La scelta per i poveri, con un amore che si fa piena condivisione delle loro sofferenze, mostra a don Milani quali fossero i veri avversari della fede. In «Esperienze pastorali» si avverte lo sgomento per una chiesa che appare dimentica della dottrina sociale e schierata nella difesa dello status quo. Don Lorenzo denuncia l’avanzare di un capitalismo che negava dignità al lavoro, provocava ferite profonde alla giustizia e incoraggiava un consumismo edonista che svuotava di senso i valori umani e religiosi.

La testimonianza di don Lorenzo ci interpella sulla nostra coerenza di cristiani in un mondo che appare più duro e iniquo, in cui cresce il divario tra chi banchetta con il ricco Epulone e chi è costretto sotto la tavola a raccogliere solamente le briciole.

Il convegno si è aperto nell’anniversario del decennale dell’enciclica di papa Francesco Evangelii Gaudium nella quale lui ci ricorda che: «Per la Chiesa l’opzione per i poveri è una categoria teologica prima che culturale, sociologica, politica o filosofica.

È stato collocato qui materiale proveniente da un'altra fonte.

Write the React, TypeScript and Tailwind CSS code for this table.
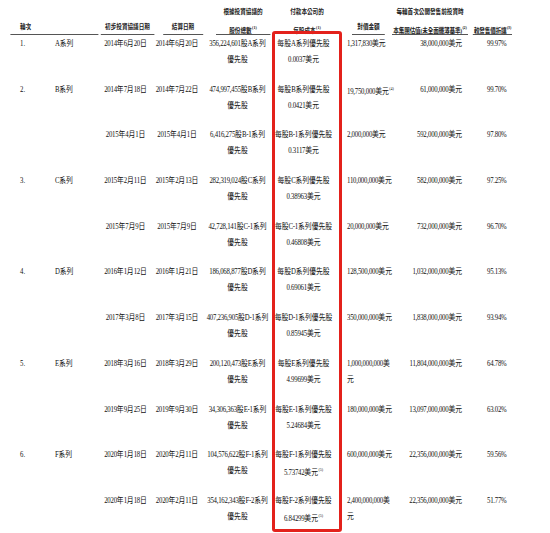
import React from "react";

type Row = {
  no?: string;
  series?: string;
  d1: string;
  d2: string;
  shares: string;
  cost: string;
  costSup?: string;
  amount: string[];
  amountSup?: string;
  valuation: string;
  discount: string;
};

const rows: Row[] = [
  { no: "1.", series: "A系列", d1: "2014年6月20日", d2: "2014年6月20日", shares: "356,224,601股A系列", cost: "0.0037美元", amount: ["1,317,830美元"], valuation: "38,000,000美元", discount: "99.97%" },
  { no: "2.", series: "B系列", d1: "2014年7月18日", d2: "2014年7月22日", shares: "474,997,455股B系列", cost: "0.0421美元", amount: ["19,750,000美元"], amountSup: "(4)", valuation: "61,000,000美元", discount: "99.70%" },
  { d1: "2015年4月1日", d2: "2015年4月1日", shares: "6,416,275股B-1系列", cost: "0.3117美元", amount: ["2,000,000美元"], valuation: "592,000,000美元", discount: "97.80%" },
  { no: "3.", series: "C系列", d1: "2015年2月11日", d2: "2015年2月13日", shares: "282,319,024股C系列", cost: "0.38963美元", amount: ["110,000,000美元"], valuation: "582,000,000美元", discount: "97.25%" },
  { d1: "2015年7月9日", d2: "2015年7月9日", shares: "42,728,141股C-1系列", cost: "0.46808美元", amount: ["20,000,000美元"], valuation: "732,000,000美元", discount: "96.70%" },
  { no: "4.", series: "D系列", d1: "2016年1月12日", d2: "2016年1月21日", shares: "186,068,877股D系列", cost: "0.69061美元", amount: ["128,500,000美元"], valuation: "1,032,000,000美元", discount: "95.13%" },
  { d1: "2017年3月8日", d2: "2017年3月15日", shares: "407,236,905股D-1系列", cost: "0.85945美元", amount: ["350,000,000美元"], valuation: "1,838,000,000美元", discount: "93.94%" },
  { no: "5.", series: "E系列", d1: "2018年3月16日", d2: "2018年3月29日", shares: "200,120,473股E系列", cost: "4.99699美元", amount: ["1,000,000,000美", "元"], valuation: "11,804,000,000美元", discount: "64.78%" },
  { d1: "2019年9月25日", d2: "2019年9月30日", shares: "34,306,363股E-1系列", cost: "5.24684美元", amount: ["180,000,000美元"], valuation: "13,097,000,000美元", discount: "63.02%" },
  { no: "6.", series: "F系列", d1: "2020年1月18日", d2: "2020年2月11日", shares: "104,576,622股F-1系列", cost: "5.73742美元", costSup: "(5)", amount: ["600,000,000美元"], valuation: "22,356,000,000美元", discount: "59.56%" },
  { d1: "2020年1月18日", d2: "2020年2月11日", shares: "354,162,343股F-2系列", cost: "6.84299美元", costSup: "(5)", amount: ["2,400,000,000美", "元"], valuation: "22,356,000,000美元", discount: "51.77%" },
];

const seriesLabel = (shares: string) => {
  const m = shares.match(/股(.+)系列/);
  return m ? m[1] : "";
};

// condense Latin digits a little, keep CJK at natural width
function T({ s }: { s: string }) {
  const parts = s.split(/([0-9A-Z,.\-%]+)/).filter((p) => p !== "");
  return (
    <>
      {parts.map((p, i) =>
        /^[0-9A-Z,.\-%]+$/.test(p) ? (
          <span key={i} className="tracking-[-0.3px]">{p}</span>
        ) : (
          <span key={i}>{p}</span>
        )
      )}
    </>
  );
}

// column widths are pre-scale (the table is condensed horizontally to 0.8)
const GRID =
  "grid grid-cols-[50px_62.5px_68.75px_61.25px_86.25px_85px_63.75px_97.5px_56.25px]";

function Sup({ children }: { children: React.ReactNode }) {
  return <span className="text-[5px] align-[4px] ml-[0.5px]">{children}</span>;
}

export default function App() {
  return (
    <div
      className="relative w-[550px] h-[533px] overflow-hidden bg-white text-[#111111]"
      style={{ fontFamily: "'Liberation Serif', 'Noto Sans CJK TC', serif" }}
    >
      <div className="w-[687.5px] pl-[12.5px] origin-top-left scale-x-[0.8]">
        {/* Header */}
        <div className={`${GRID} h-[35px] pt-[3px] text-[7px] font-bold leading-[15px] text-[#222222]`}>
          <div className="col-span-2 flex flex-col justify-end mr-[2.5px]">
            <div className="border-b-[1.5px] border-[#555] h-[15px] pl-[12.5px]">輪次</div>
          </div>
          <div className="flex flex-col justify-end mx-[1.25px]">
            <div className="border-b-[1.5px] border-[#555] h-[15px] text-center">初步投資協議日期</div>
          </div>
          <div className="flex flex-col justify-end ml-[10px] mr-[1.25px]">
            <div className="border-b-[1.5px] border-[#555] h-[15px] text-center">結算日期</div>
          </div>
          <div className="flex flex-col justify-end ml-[15px] mr-[3.75px] text-center">
            <div>根據投資協議的</div>
            <div className="border-b-[1.5px] border-[#555] h-[15px]">股份總數<Sup>(1)</Sup></div>
          </div>
          <div className="flex flex-col justify-end mx-[5px] text-center">
            <div>付款本公司的</div>
            <div className="h-[15px]">每股成本<Sup>(1)</Sup></div>
          </div>
          <div className="flex flex-col justify-end ml-[13.75px] mr-[8.75px]">
            <div className="border-b-[1.5px] border-[#555] h-[15px] text-center">對價金額</div>
          </div>
          <div className="flex flex-col justify-end mr-[2.5px] text-center whitespace-nowrap">
            <div>每輪首次公開發售前投資時</div>
            <div className="border-b-[1.5px] border-[#555] h-[15px] tracking-[-0.2px]">本集團估值(未全面攤薄基準)<Sup>(2)</Sup></div>
          </div>
          <div className="flex flex-col justify-end mx-[3.75px]">
            <div className="border-b-[1.5px] border-[#555] h-[15px] text-center whitespace-nowrap tracking-[-0.2px]">較發售價折讓<Sup>(3)</Sup></div>
          </div>
        </div>

        {/* Body */}
        <div className="text-[8.5px] leading-[16px]">
          {rows.map((r, i) => (
            <div key={i} className={`${GRID} h-[45.7px] items-start whitespace-nowrap`}>
              <div className="pl-[12.5px]">{r.no ?? ""}</div>
              <div className="pl-[6.25px]">{r.series ? <T s={r.series} /> : ""}</div>
              <div className="text-center pr-[5px]"><T s={r.d1} /></div>
              <div className="text-center pr-[6.25px]"><T s={r.d2} /></div>
              <div className="text-center pr-[2.5px]">
                <div><T s={r.shares} /></div>
                <div>優先股</div>
              </div>
              <div className="text-center pr-[8.75px]">
                <div><T s={`每股${seriesLabel(r.shares)}系列優先股`} /></div>
                <div>
                  <T s={r.cost} />
                  {r.costSup && <Sup>{r.costSup}</Sup>}
                </div>
              </div>
              <div className="pl-[7.5px]">
                {r.amount.map((a, k) => (
                  <div key={k}>
                    <T s={a} />
                    {k === 0 && r.amountSup && <Sup>{r.amountSup}</Sup>}
                  </div>
                ))}
              </div>
              <div className="text-right pr-[10px]"><T s={r.valuation} /></div>
              <div className="pl-[21.25px]"><T s={r.discount} /></div>
            </div>
          ))}
        </div>
      </div>

      {/* red highlight annotation */}
      <div className="absolute left-[272px] top-[31px] w-[70px] h-[501px] border-[3px] border-[#e3211b] rounded-[3px] pointer-events-none" />
    </div>
  );
}
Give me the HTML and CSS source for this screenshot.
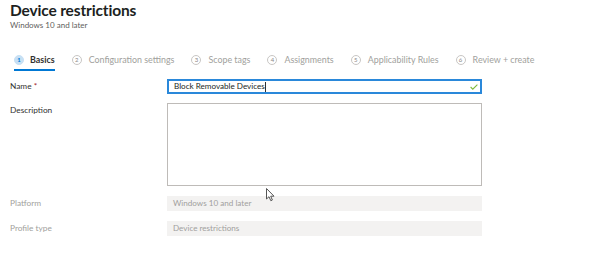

Dio concede loro la Sua prima misericordia. Questa preferenza divina ha delle conseguenze nella vita di fede di tutti i cristiani, chiamati ad avere gli stessi sentimenti di Gesù» (EG 198).

Il torto più grande che possiamo fare a don Milani è di richiuderlo nella Chiesa del suo tempo. Al contrario la sua profezia ci invita a seguirlo nella scelta dei poveri e nella totale fedeltà a Cristo.